At 3:30 a.m., we hit a random corner for some congee and pork products. Mmmmm! Delicious, delicious stuff. We had seven or eight small plates in front of us, and we would take a bit of food, mix it with a bit of rice porridge and let the goodness land in our stomachs! A wonderfully Singaporean end to a very fun night in Singapore.

Saturday, June 6, 2009

Polka Tragedy

Two summers ago at the Falcon Ridge Folk Festival, Jimmy Sturr hit the stage and stirred up the crowd -- ha ha -- with his full-scale polka band. Allan and I got fairly into it; it was a good time. Jimmy Sturr has won 18 Grammy awards for his polka recordings.

And now, he will win no more. The Recording Academy has eliminated the Polka category from the Grammy awards.

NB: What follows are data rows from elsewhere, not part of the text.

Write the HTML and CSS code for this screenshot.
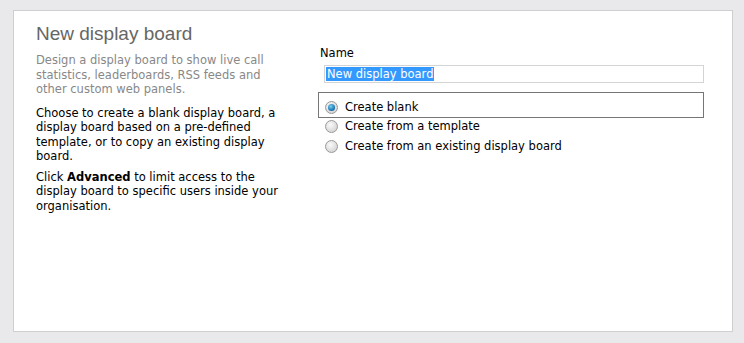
FILE: index.html
```html
<!DOCTYPE html>
<html lang="en">
<head>
  <meta charset="UTF-8" />
  <title>New display board</title>
  <link rel="stylesheet" href="styles.css">
</head>
<body>
  <div class="panel">
    <div class="intro">
      <h1>New display board</h1>
      <p class="lead">Design a display board to show live call statistics, leaderboards, RSS feeds and other custom web panels.</p>
      <p>Choose to create a blank display board, a display board based on a pre-defined template, or to copy an existing display board.</p>
      <p>Click <strong>Advanced</strong> to limit access to the display board to specific users inside your organisation.</p>
    </div>

    <div class="form">
      <label class="field-label">Name</label>
      <div class="text-input"><span class="selected">New display board</span></div>

      <div class="options">
        <label class="option focused"><span class="radio checked"></span>Create blank</label>
        <label class="option"><span class="radio"></span>Create from a template</label>
        <label class="option"><span class="radio"></span>Create from an existing display board</label>
      </div>
    </div>
  </div>
</body>
</html>
```

FILE: styles.css
```css
* {
  box-sizing: border-box;
  margin: 0;
  padding: 0;
}

body {
  background-color: #e9e9eb;
  font-family: 'DejaVu Sans', Verdana, sans-serif;
  font-size: 11.5px;
  color: #000;
  padding: 10px 11px 11px 13px;
}

.panel {
  display: flex;
  height: 322px;
  background-color: #fff;
  border: 1px solid #cfcfcf;
  padding: 11px 28px 0 22px;
}

/* Left description column */
.intro {
  width: 252px;
}

.intro h1 {
  font-family: 'Liberation Sans', Arial, sans-serif;
  font-weight: normal;
  font-size: 19px;
  color: #666;
  line-height: 24px;
  margin-bottom: 7px;
}

.intro p {
  line-height: 14.5px;
  margin-bottom: 6px;
}

.intro p.lead {
  color: #888;
  margin-bottom: 9px;
}

/* Right form column */
.form {
  flex: 1;
  margin-left: 30px;
  padding-top: 24px;
}

.field-label {
  display: block;
  line-height: 14px;
  margin-left: 2px;
  margin-bottom: 5px;
}

.text-input {
  height: 18px;
  margin-left: 6px;
  border: 1px solid #d4d4d4;
  padding: 1px 1px;
  line-height: 14px;
}

.selected {
  background-color: #3399ff;
  color: #fff;
  padding: 0 1px;
}

.options {
  margin-top: 9px;
}

.option {
  display: flex;
  align-items: center;
  height: 20px;
  padding-left: 6px;
  border: 1px solid transparent;
}

.option.focused {
  height: 26px;
  padding-top: 4px;
  border-color: #767676;
  margin-bottom: -2px;
}

.radio {
  width: 13px;
  height: 13px;
  border-radius: 50%;
  border: 1px solid #9a9a9a;
  background: radial-gradient(circle at 40% 35%, #fafafa 0%, #d8d8d8 70%, #c8c8c8 100%);
  margin-right: 7px;
  position: relative;
}

.radio.checked::after {
  content: '';
  position: absolute;
  left: 2px;
  top: 2px;
  width: 7px;
  height: 7px;
  border-radius: 50%;
  background: radial-gradient(circle at 40% 35%, #7fd0f0 0%, #1a7ab8 60%, #0b4d7a 100%);
}
```
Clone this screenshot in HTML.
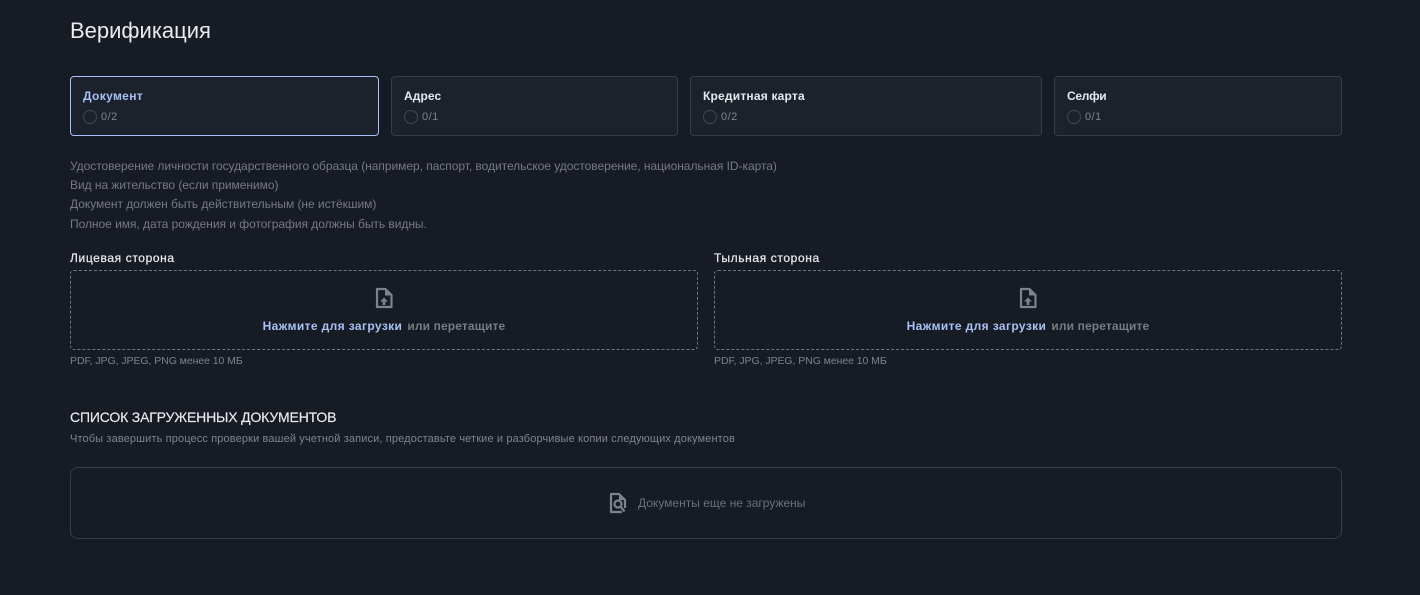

Of his Grammy award winning, Jimmy said
“There are a lot of great bands in the polka field. I’m not going to say I’m the best band in the whole world, but we’re just as good as any. But this put us over and above. It made us almost, almost a household word.”
In other -- perhaps more relevant to Sound of Blackbirds readers -- news, the "Contemporary Folk/Americana" award will be split into two categories: Contemporary Folk and Americana. I have always found the folk nominations for the Grammy awards fairly odd -- in terms of who is in what category -- so I look forward to seeing who gets classified as Americana versus Traditional Folk versus Contemporary Folk now.

Tuesday, June 2, 2009

Grizzly Sound

In a pretty negative review of Grizzly Bear's appearance at Town Hall, Ben Ratliff brings up the venue's bad sound:
Burdened with murky sound for a band that has fairly high audio needs, Thursday’s show was mostly studied, intellectual tension.
I have seen several concerts at Town Hall with not-so-hot sound, including The Magnetic Fields (described here) and a Peter Rowan spectacular a number of years ago.

I think that it varies a lot depending on where you are sitting -- although I have trouble believing that the New York Times' critic got a bad seat -- but it is pretty surprising that they haven't either figured out a way to do the sound better or else renovated the venue appropriately.